**STORED DATA**
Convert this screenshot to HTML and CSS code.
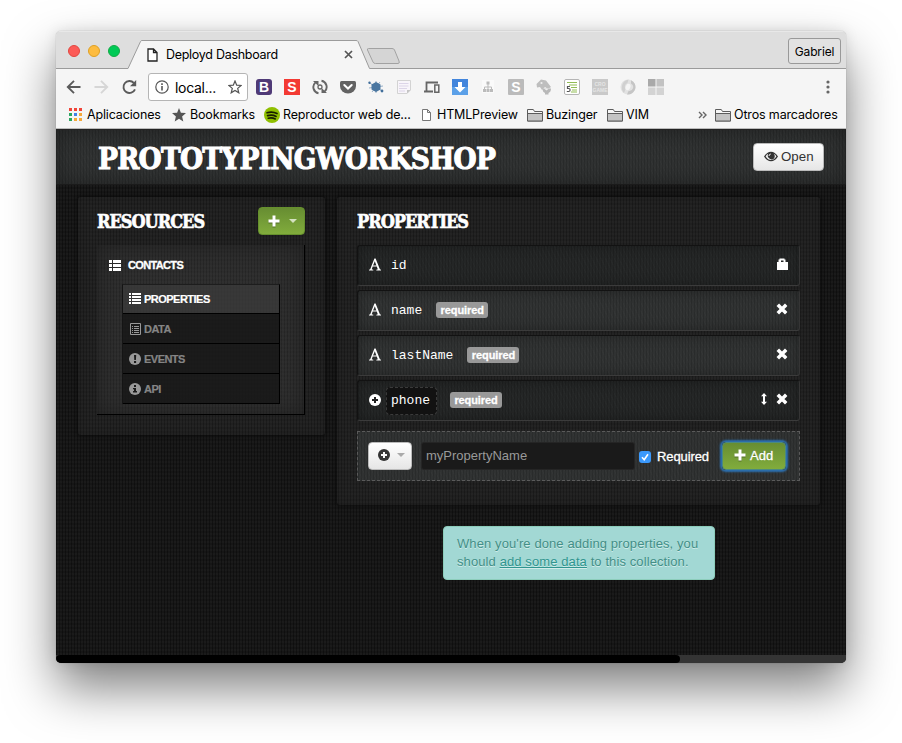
FILE: index.html
```html
<!DOCTYPE html>
<html lang="es">
<head>
<meta charset="utf-8">
<title>Deployd Dashboard</title>
<link rel="stylesheet" href="styles.css">
</head>
<body>
<svg class="defs" width="0" height="0">
  <symbol id="folder" viewBox="0 0 16 14"><path d="M.5 13V1.5h5.8l1.2 2h8V13z" fill="#f6f6f6" stroke="#5c5c5c"/><path d="M1 5.5h14.5V13H1z" fill="#c4c4c4"/><path d="M.5 5.5h15V13H.5z" fill="none" stroke="#5c5c5c"/></symbol>
  <symbol id="remove" viewBox="0 0 12 12"><path d="M1.800 1.800l8.400 8.400m0-8.400l-8.400 8.400" stroke="currentColor" stroke-width="3.500"/></symbol>
  <symbol id="pluscircle" viewBox="0 0 12 12"><circle cx="6" cy="6" r="6" fill="currentColor"/><path class="cut" d="M6 3v6M3 6h6" stroke-width="2"/></symbol>
  <symbol id="plus" viewBox="0 0 12 12"><path d="M6 .5v11M.5 6h11" stroke="currentColor" stroke-width="3"/></symbol>
  <symbol id="letter" viewBox="0 0 12 13"><path d="M0 12.5v-.8l1.200-.4L5.400.5h1.200l4.300 10.800 1.100.4v.8H7.300v-.8l1.500-.4-1-2.700H3.700l-1 2.700 1.600.4v.8zM4.100 7.600h3.300L5.800 3.300z" fill="currentColor"/></symbol>
</svg>
<div class="window">
  <div class="tabstrip">
    <svg class="tabshape" width="790" height="38"><path d="M0 37.500H72L84.500 10.500Q85 9.500 86 9.500H300Q301.500 9.500 302 10.500L313.500 37.500H790V38H0z" fill="#f5f5f5"/><path d="M0 37.500H72L84.500 10.500Q85 9.500 86 9.500H300Q301.500 9.500 302 10.500L313.500 37.500H790" fill="none" stroke="#9b9b9b"/><path d="M312.500 17.500H336Q338 17.500 338.500 19L343 30Q344 32.500 342 32.500H319.500Q317.500 32.500 317 31L311.500 19Q311 17.500 312.500 17.500z" fill="#d5d5d5" stroke="#a2a2a2"/></svg>
    <i class="light red"></i><i class="light yellow"></i><i class="light green"></i>
    <svg class="page" width="11" height="14" viewBox="0 0 11 14"><path d="M1 1h5.500L10 4.500V13H1zM6.500 1v3.500H10" fill="#fff" stroke="#222" stroke-width="1.300"/></svg>
    <span class="tabtitle">Deployd Dashboard</span>
    <svg class="close" width="9" height="9"><path d="M1 1l7 7m0-7L1 8" stroke="#555" stroke-width="1.700"/></svg>
    <span class="user">Gabriel</span>
  </div>
  <div class="toolbar">
    <div class="nav">
      <svg width="15" height="14" viewBox="0 0 15 14"><path d="M14.500 7H2M8 .8L1.800 7 8 13.200" fill="none" stroke="#5a5a5a" stroke-width="1.900"/></svg>
      <svg width="15" height="14" viewBox="0 0 15 14"><path d="M.5 7H13M7 .8L13.200 7 7 13.200" fill="none" stroke="#d6d6d6" stroke-width="1.900"/></svg>
      <svg width="15" height="16" viewBox="0 0 15 16"><path d="M13 10.300A6 6 0 1 1 11.800 3.800" fill="none" stroke="#5a5a5a" stroke-width="1.900"/><path d="M14.200 1v6.200H8z" fill="#5a5a5a"/></svg>
    </div>
    <div class="address">
      <svg width="14" height="14" viewBox="0 0 14 14"><circle cx="7" cy="7" r="6.200" fill="none" stroke="#555" stroke-width="1.200"/><path d="M7 6v4.500M7 3.300v1.600" stroke="#555" stroke-width="1.600"/></svg>
      <span>local...</span>
      <svg width="14" height="14" viewBox="0 0 14 14"><path d="M7 1l1.700 4.200 4.400.3-3.400 2.900 1.100 4.400L7 10.400l-3.800 2.400 1.100-4.400L.9 5.500l4.400-.3z" fill="none" stroke="#555" stroke-width="1.200"/></svg>
    </div>
    <div class="exts">
      <span class="ext boot">B</span>
      <span class="ext style">S</span>
      <svg viewBox="0 0 16 16"><path d="M6.500 14.200A6.200 6.200 0 0 1 3.300 3.600M9.500 1.800A6.200 6.200 0 0 1 12.700 12.400" fill="none" stroke="#666" stroke-width="1.900"/><path d="M1 2h5.500v5zM15 14H9.500V9z" fill="#666"/><circle cx="8" cy="8" r="2" fill="none" stroke="#666" stroke-width="1.300"/></svg>
      <svg viewBox="0 0 16 16"><path d="M1.500 2h13Q16 2 16 3.500V7a8 7.500 0 0 1-16 0V3.500Q0 2 1.500 2z" fill="#636363"/><path d="M4.300 6L8 9.500 11.700 6" fill="none" stroke="#fff" stroke-width="2" stroke-linecap="round"/></svg>
      <svg viewBox="0 0 16 16"><path d="M1 3.500l13 8.500M1 9l14-2M4 13l8-10M8 2v12" stroke="#7d9cba" stroke-width=".8"/><path d="M8 3l4.500 2.500v5L8 13l-4.500-2.500v-5z" fill="#4a76a0"/><circle cx="1.500" cy="3.800" r="1.200" fill="#426f9b"/><circle cx="14" cy="12" r="1.400" fill="#426f9b"/></svg>
      <svg viewBox="0 0 16 16"><path d="M1.500 1.500h13v9.500l-3.500 3.500H1.500z" fill="#f8f5fa" stroke="#d3d3d3"/><path d="M3 4.500h9.500M3 7h9.500M3 9.500h8M3 12h6" stroke="#dcd5e8"/><path d="M11 14.500V11h3.500z" fill="#c4c4c4"/></svg>
      <svg viewBox="0 0 16 16"><path d="M2.500 11.500v-8H14M0 12.500h9" fill="none" stroke="#666" stroke-width="1.800"/><path d="M10.800 6h4v7.200h-4z" fill="none" stroke="#666" stroke-width="1.500"/></svg>
      <svg viewBox="0 0 16 16"><path d="M0 0h16v16H0z" fill="#4285dc"/><path d="M0 8h16v8H0z" fill="#5ba0e8"/><path d="M6 3h4v5h3.500L8 13.500 2.500 8H6z" fill="#fff"/></svg>
      <svg viewBox="0 0 16 16"><path d="M2 1h12v13H2z" fill="#fafafa"/><path d="M8 4v7M4.500 11V8h7v3" fill="none" stroke="#bbb"/><path d="M6.500 2.500h3v3h-3zM3 10h3v3H3zM6.500 10h3v3h-3zM10 10h3v3h-3z" fill="#bbb"/></svg>
      <span class="ext grey">S</span>
      <svg viewBox="0 0 16 16"><path d="M.500 5L5 .500l5 1L15 8l-3 2-3-2-3 3-2-3-3 .500z" fill="#bebebe"/><circle cx="5.500" cy="4" r="1.100" fill="#eee"/><path d="M6.500 9.500h8.500q0 3.500-2.500 4.500v1.500h-3.500V14q-2.500-1-2.500-4.500z" fill="#b8b8b8"/><path d="M8 9.500h5l-2.500 2z" fill="#eee"/></svg>
      <svg viewBox="0 0 16 16"><rect x=".5" y=".5" width="15" height="15" rx="1.500" fill="#fff" stroke="#b5b5b5"/><path d="M3 3.500h10M5 6h8M7 8.500h6M8 11h5M7 13h6" stroke="#92bd55" stroke-width="1.200"/><path d="M6 7.500H3.500v2h1.300q1.300 0 1.300 1.500T4.600 12.500H2.800" fill="none" stroke="#555" stroke-width="1.200"/></svg>
      <span class="ext org">CRO<br>GAME</span>
      <svg viewBox="0 0 16 16"><circle cx="8" cy="8" r="7.500" fill="#e2e2e2"/><path d="M11 1.200A7.500 7.500 0 0 1 7 15.500l1.500-3.500a4 4 0 0 0 2.500-7.500z" fill="#c5c5c5"/><path d="M4 14A8 8 0 0 1 8.500.6L7.500 4a4 4 0 0 0-2 6z" fill="#d0d0d0"/><ellipse cx="8" cy="8" rx="2.300" ry="3.300" fill="#f5f5f5" transform="rotate(25 8 8)"/></svg>
      <svg viewBox="0 0 16 16"><path d="M0 0h7.500v7.500H0z" fill="#a9a9a9"/><path d="M8.500 0H16v7.500H8.500z" fill="#c2c2c2"/><path d="M0 8.500h7.500V16H0zM8.500 8.500H16V16H8.500z" fill="#d3d3d3"/></svg>
    </div>
    <svg class="menu" width="4" height="14"><circle cx="2" cy="2" r="1.600"/><circle cx="2" cy="7" r="1.600"/><circle cx="2" cy="12" r="1.600"/></svg>
  </div>
  <div class="bookmarks">
    <svg class="apps" width="13" height="13"><path d="M0 0h3v3H0zM5 0h3v3H5zM10 0h3v3h-3z" fill="#f04438"/><path d="M0 5h3v3H0zM0 10h3v3H0z" fill="#2ba560"/><path d="M5 5h3v3H5z" fill="#4080e8"/><path d="M10 5h3v3h-3zM5 10h3v3H5zM10 10h3v3h-3z" fill="#f5a93b"/></svg>
    <span class="bm b1">Aplicaciones</span>
    <svg class="star" width="14" height="14" viewBox="0 0 14 14"><path d="M7 0l1.900 4.700 5.100.4-3.900 3.300 1.200 5L7 10.700l-4.300 2.700 1.200-5L0 5.100l5.100-.4z" fill="#555"/></svg>
    <span class="bm b2">Bookmarks</span>
    <svg class="spot" width="16" height="16"><circle cx="8" cy="8" r="8" fill="#8fbf00"/><path d="M3 5.700q5.500-1.700 10 .9M3.600 8.600q4.800-1.300 8.500.8M4.300 11.200q3.800-1 7 .7" fill="none" stroke="#171d00" stroke-width="1.700" stroke-linecap="round"/></svg>
    <span class="bm b3">Reproductor web de...</span>
    <svg class="doc" width="9" height="12"><path d="M.5.500h5l3 3v8h-8zM5.500.500v3h3" fill="#fff" stroke="#777"/></svg>
    <span class="bm b4">HTMLPreview</span>
    <svg class="fold" width="16" height="14"><use href="#folder"/></svg>
    <span class="bm b5">Buzinger</span>
    <svg class="fold" width="16" height="14"><use href="#folder"/></svg>
    <span class="bm b6">VIM</span>
    <svg class="more" width="9" height="8"><path d="M1 1l3 3-3 3M5 1l3 3-3 3" fill="none" stroke="#666" stroke-width="1.400"/></svg>
    <svg class="fold" width="16" height="14"><use href="#folder"/></svg>
    <span class="bm b7">Otros marcadores</span>
  </div>
  <div class="viewport">
    <header class="header denim">
      <h1>PROTOTYPINGWORKSHOP</h1>
      <button class="btn open"><svg width="14" height="11" viewBox="0 0 14 11"><path d="M0 5.500Q3 .8 7 .8t7 4.700Q11 10.200 7 10.200T0 5.500z" fill="#333"/><path d="M1.600 5.500Q2.500 3.500 4.300 2.700a3.800 3.800 0 0 0 5.400 5 3.800 3.800 0 0 0 0-5q1.800.8 2.700 2.800Q10 9 7 9T1.600 5.500z" fill="#f2f2f2"/><path d="M5 5q0-1.800 1.800-2" fill="none" stroke="#f2f2f2"/></svg>Open</button>
    </header>
    <main class="main">
      <section class="panel side">
        <div class="sidehead"><h2 class="h-res">RESOURCES</h2><button class="btn greenbtn drop"><svg class="sh" width="12" height="12"><use href="#plus"/></svg><i class="caret"></i></button></div>
        <div class="resource">
          <div class="rtitle"><svg width="12" height="11"><path d="M0 0h3v3H0zM4 0h8v3H4zM0 4h3v3H0zM4 4h8v3H4zM0 8h3v3H0zM4 8h8v3H4z" fill="#fff"/></svg><span>CONTACTS</span></div>
          <ul class="subs">
            <li class="active"><svg width="12" height="12"><path d="M0 0h2v2H0zM3 0h9v2H3zM0 3h2v2H0zM3 3h9v2H3zM0 6h2v2H0zM3 6h9v2H3zM0 9h2v2H0zM3 9h9v2H3z" fill="#fff"/></svg><span class="s1">PROPERTIES</span></li>
            <li><svg width="12" height="12"><path d="M1.500.500h10v11h-10z" fill="none" stroke="#999"/><path d="M3 3.500h1M5 3.500h5M3 5.500h1M5 5.500h5M3 7.500h1M5 7.500h5M3 9.500h1M5 9.500h5" stroke="#999"/></svg><span class="s2">DATA</span></li>
            <li><svg width="12" height="12"><circle cx="6" cy="6" r="6" fill="#999"/><path d="M5 2h2.200L6.900 7H5.300zM5 8h2.100v2H5z" fill="#1b1b1b"/></svg><span class="s3">EVENTS</span></li>
            <li><svg width="12" height="12"><circle cx="6" cy="6" r="6" fill="#999"/><path d="M5 2h2v2H5zM4 5h3v3h1v1.500H4V8h1V6.300H4z" fill="#1b1b1b"/></svg><span class="s4">API</span></li>
          </ul>
        </div>
      </section>
      <div class="content">
        <section class="panel props">
          <h2 class="h-prop">PROPERTIES</h2>
          <ul class="rows">
            <li class="row denim dark"><svg class="type" width="12" height="13"><use href="#letter"/></svg><code>id</code><span class="tools"><svg width="12" height="12"><path d="M2.500 4V1.500h1v-1h5v1h1V4H12v8H1V4zM5 4h2.500V2.500H5z" fill="#fff" fill-rule="evenodd"/></svg></span></li>
            <li class="row denim"><svg class="type" width="12" height="13"><use href="#letter"/></svg><code>name</code><span class="tag">required</span><span class="tools"><svg width="12" height="12"><use href="#remove"/></svg></span></li>
            <li class="row denim"><svg class="type" width="12" height="13"><use href="#letter"/></svg><code>lastName</code><span class="tag">required</span><span class="tools"><svg width="12" height="12"><use href="#remove"/></svg></span></li>
            <li class="row denim dark"><svg class="type" width="12" height="12"><use href="#pluscircle"/></svg><code class="editable">phone</code><span class="tag">required</span><span class="tools"><svg width="6" height="12"><path d="M3 0l3 3.200H4v5.600h2L3 12 0 8.800h2V3.200H0z" fill="#fff"/></svg><svg width="12" height="12"><use href="#remove"/></svg></span></li>
          </ul>
          <div class="form denim">
            <button class="btn kind"><svg width="12" height="12"><use href="#pluscircle"/></svg><i class="caret"></i></button>
            <div class="field">myPropertyName</div>
            <span class="check"><svg width="12" height="12"><path d="M3 6.300l2.200 2.400L9 3.200" fill="none" stroke="#fff" stroke-width="1.600"/></svg></span>
            <span class="label">Required</span>
            <button class="btn greenbtn add"><svg class="sh" width="12" height="12"><use href="#plus"/></svg>Add</button>
          </div>
        </section>
        <div class="alert"><span class="l1">When you're done adding properties, you</span><br><span class="l2">should <a>add some data</a> to this collection.</span></div>
      </div>
    </main>
    <div class="scroll"><div class="thumb"></div></div>
  </div>
</div>
</body>
</html>
```
FILE: styles.css
```css
* { box-sizing: border-box; }
body { margin: 0; background: #fff; height: 743px; padding: 31px 56px 0; overflow: hidden; font: 13px "Liberation Sans", sans-serif; }
svg { display: block; flex: none; }
.defs { position: absolute; }
ul { list-style: none; margin: 0; padding: 0; }
h1, h2 { margin: 0; font-family: "DejaVu Serif Condensed", "DejaVu Serif", serif; font-stretch: condensed; font-weight: 700; color: #fff; white-space: nowrap; }
.window { width: 790px; height: 632px; border-radius: 5px; overflow: hidden; box-shadow: 0 25px 50px rgba(0,0,0,.5), 0 0 14px rgba(0,0,0,.1), 0 0 1px rgba(0,0,0,.4); background: #f5f5f5; }

.tabstrip, .toolbar, .bookmarks { font-family: Inter, "Open Sans", sans-serif; color: #000; display: flex; align-items: center; white-space: nowrap; }
.tabstrip { height: 38px; background: #dedede; position: relative; padding: 1px 5px 0 12px; box-shadow: inset 0 1px #e8e8e8; }
.tabshape { position: absolute; left: 0; top: 0; }
.tabstrip > :not(.tabshape) { position: relative; }
.light { width: 12px; height: 12px; border-radius: 50%; margin-right: 8px; border: 1px solid; }
.red { background: #fc5b57; border-color: #e2463f; }
.yellow { background: #fdbc40; border-color: #dfa023; }
.green { background: #00ca56; border-color: #13aa46; }
.page { margin: 9px 0 0 19px; }
.tabtitle { width: 113px; margin: 8px 65px 0 8px; font-size: 12.500px; letter-spacing: -.28px; }
.close { margin-top: 8px; }
.user { margin-left: auto; width: 53px; height: 26px; margin-top: 1px; border: 1px solid #999; border-radius: 3px; background: #e2e2e2; line-height: 25px; text-align: center; font-size: 12px; letter-spacing: -.15px; }

.toolbar { height: 36px; padding: 0 16px 0 10px; }
.nav { display: flex; align-items: center; gap: 13px; width: 82px; }
.address { width: 100px; height: 28px; border: 1px solid #b5b5b5; border-radius: 3px; background: #fff; display: flex; align-items: center; padding: 0 5px 0 6px; font-size: 14px; letter-spacing: -.3px; }
.address span { margin-left: 6px; flex: 1; }
.exts { display: flex; gap: 12px; margin-left: 8px; }
.exts svg, .ext { width: 16px; height: 16px; flex: none; }
.ext { font: bold 14px/16px "Liberation Sans", sans-serif; color: #fff; text-align: center; overflow: hidden; }
.boot { background: #4f3a77; border-radius: 3px; }
.style { background: #f33a33; }
.grey { background: #bbb; border-radius: 1px; }
.org { background: #c9c9c9; font-size: 5px; line-height: 6px; padding-top: 2px; color: #e5e5e5; }
.menu { margin-left: auto; fill: #666; }

.bookmarks { height: 24px; padding: 0 0 4px 13px; border-bottom: 1px solid #bbb; font-size: 12.500px; letter-spacing: -.15px; }
.bm { display: block; line-height: 19px; }
.apps { margin-right: 5px; }
.b1 { width: 85px; }
.star { margin-right: 4px; }
.b2 { width: 74px; }
.spot { margin-right: 3px; }
.b3 { width: 139px; }
.doc { margin-right: 6px; }
.b4 { width: 90px; }
.fold { margin-right: 3px; }
.b5 { width: 61px; }
.b6 { width: 72px; }
.more { margin-right: 8px; }

.viewport { height: 534px; display: flex; flex-direction: column; background-color: #161616; background-image: repeating-linear-gradient(90deg, rgba(0,0,0,.34) 0 1px, transparent 1px 3px), repeating-linear-gradient(0deg, rgba(255,255,255,.018) 0 2px, transparent 2px 4px); }
.denim { background-color: #303232; background-image: repeating-linear-gradient(90deg, rgba(0,0,0,.15) 0 1px, transparent 1px 3px), repeating-linear-gradient(63deg, rgba(255,255,255,.015) 0 1px, transparent 1px 4px); }
.header { height: 56px; border-top: 1px solid #222; border-bottom: 1px solid #1b1b1b; box-shadow: inset 0 0 22px rgba(0,0,0,.35); padding: 0 22px 0 42px; display: flex; justify-content: space-between; align-items: center; }
h1 { font-size: 29.500px; line-height: 36px; letter-spacing: -.75px; margin-top: 4px; -webkit-text-stroke: 1px #fff; }
.btn { display: flex; align-items: center; font: 13px "Liberation Sans", sans-serif; color: #333; padding: 0; border: 1px solid #bbb; border-radius: 4px; background: linear-gradient(#fff, #e6e6e6); }
.open { width: 71px; height: 28px; padding: 0 0 2px 10px; gap: 3px; font-size: 13.300px; }
.greenbtn { background: linear-gradient(#678d32, #81ac3c); border-color: #66902d; color: #fff; text-shadow: 0 -1px rgba(0,0,0,.25); }
.sh { filter: drop-shadow(0 1px 0 rgba(0,0,0,.3)); }
.caret { border: 4px solid transparent; border-top-color: #d4e2c0; border-bottom: 0; }
.cut { stroke: var(--cut, #222); }
.kind { --cut: #f7f7f7; }

.main { flex: 1; display: flex; gap: 12px; padding: 12px 26px 0 22px; }
.panel { background: rgba(255,255,255,.045); border-radius: 3px; box-shadow: inset 0 0 8px rgba(0,0,0,.1), 0 0 4px #090909; }
.side { width: 247px; height: 238px; padding: 10px 20px 0 19px; }
.sidehead { display: flex; justify-content: space-between; height: 38px; }
h2 { font-size: 18px; line-height: 30px; letter-spacing: -1px; -webkit-text-stroke: .6px #fff; }
.drop { width: 47px; height: 28px; padding-left: 9px; gap: 9px; }
.resource { height: 170px; border-right: 1px solid #000; border-bottom: 1px solid #000; background: rgba(255,255,255,.06); box-shadow: inset 0 0 22px rgba(20,20,20,.5); padding: 14px 24px 0 12px; font: bold 11px "Liberation Sans", sans-serif; }
.rtitle { display: flex; align-items: center; gap: 7px; height: 12px; color: #fff; letter-spacing: -.65px; -webkit-text-stroke: .3px #fff; }
.subs { margin: 13px 0 0 13px; border: 1px solid #000; border-left-color: #141414; border-top-color: #1d1d1d; border-bottom: 0; }
.subs li { height: 30px; border-bottom: 1px solid #000; background: rgba(24,24,24,.85); display: flex; align-items: center; gap: 3px; padding-left: 6px; color: #858585; letter-spacing: -.52px; -webkit-text-stroke: .2px #858585; }
.subs li:first-child { height: 29px; }
.subs .active { background: rgba(60,60,60,.7); color: #fff; -webkit-text-stroke: .2px #fff; }

.content { width: 483px; }
.props { height: 308px; padding: 10px 20px 0; }
.h-prop { height: 38px; }
.rows { display: flex; flex-direction: column; gap: 4px; }
.row { height: 41px; display: flex; align-items: center; padding: 0 11px 2px; border: 1px solid #121212; border-bottom-color: #3b3b3b; border-right-color: #353535; border-radius: 3px; box-shadow: inset 0 0 12px rgba(0,0,0,.3); color: #fff; }
.dark { background-color: #242626; }
.type { margin-right: 5px; }
code { font: 13px "Liberation Mono", monospace; padding: 2px 7px 0 5px; }
.editable { height: 28px; line-height: 24px; border: 1px dashed #3a3a3a; border-radius: 4px; background: #121212; padding: 1px 6px 0 4px; margin: 2px 5px 0 0; }
.tag { margin: 0 0 0 7px; width: 52px; height: 16px; border-radius: 3px; background: #999; font: bold 11px/16px "Liberation Sans", sans-serif; letter-spacing: -.1px; -webkit-text-stroke: .3px #fff; text-align: center; }
.editable + .tag { margin-left: 8px; }
.tools { margin-left: auto; margin-top: -2px; display: flex; gap: 9px; }
.form { margin-top: 10px; height: 50px; border: 1px dashed #5a5a5a; display: flex; align-items: center; padding: 0 13px 0 10px; }
.kind { width: 44px; height: 28px; padding: 0 0 2px 9px; gap: 7px; }
.kind .caret { border-top-color: #aaa; }
.field { margin-left: 9px; width: 214px; height: 28px; background: #1a1a1a; border: 1px solid #252525; border-radius: 3px; color: #999; line-height: 26px; padding-left: 4px; }
.check { margin-left: 4px; width: 12px; height: 12px; border-radius: 3px; background: #3b99fc; margin-top: 2px; }
.label { margin-left: 6px; width: 58px; color: #fff; -webkit-text-stroke: .3px #fff; letter-spacing: -.1px; }
.add { margin-left: auto; width: 64px; height: 28px; padding: 0 0 2px 11px; gap: 4px; border-color: #4b8a80; box-shadow: 0 0 2px 2px #2c70b0; -webkit-text-stroke: .3px #fff; }
.alert { margin: 21px 0 0 106px; width: 272px; height: 54px; padding: 8px 13px; border: 1px solid #8ccdbb; border-radius: 4px; background: #a2d8d4; color: #438f87; text-shadow: 0 1px rgba(255,255,255,.5); line-height: 18px; white-space: nowrap; letter-spacing: .1px; }
.alert a { color: #2f958f; text-decoration: underline; }
.scroll { height: 8px; background: #343434; }
.thumb { width: 624px; height: 8px; background: #000; border-radius: 4px; }
```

**SHORT EXERCISE**
List each line holding the string "this".

**TASK SOLUTION**
Convert this screenshot to HTML and CSS code.
        <div class="alert"><span class="l1">When you're done adding properties, you</span><br><span class="l2">should <a>add some data</a> to this collection.</span></div>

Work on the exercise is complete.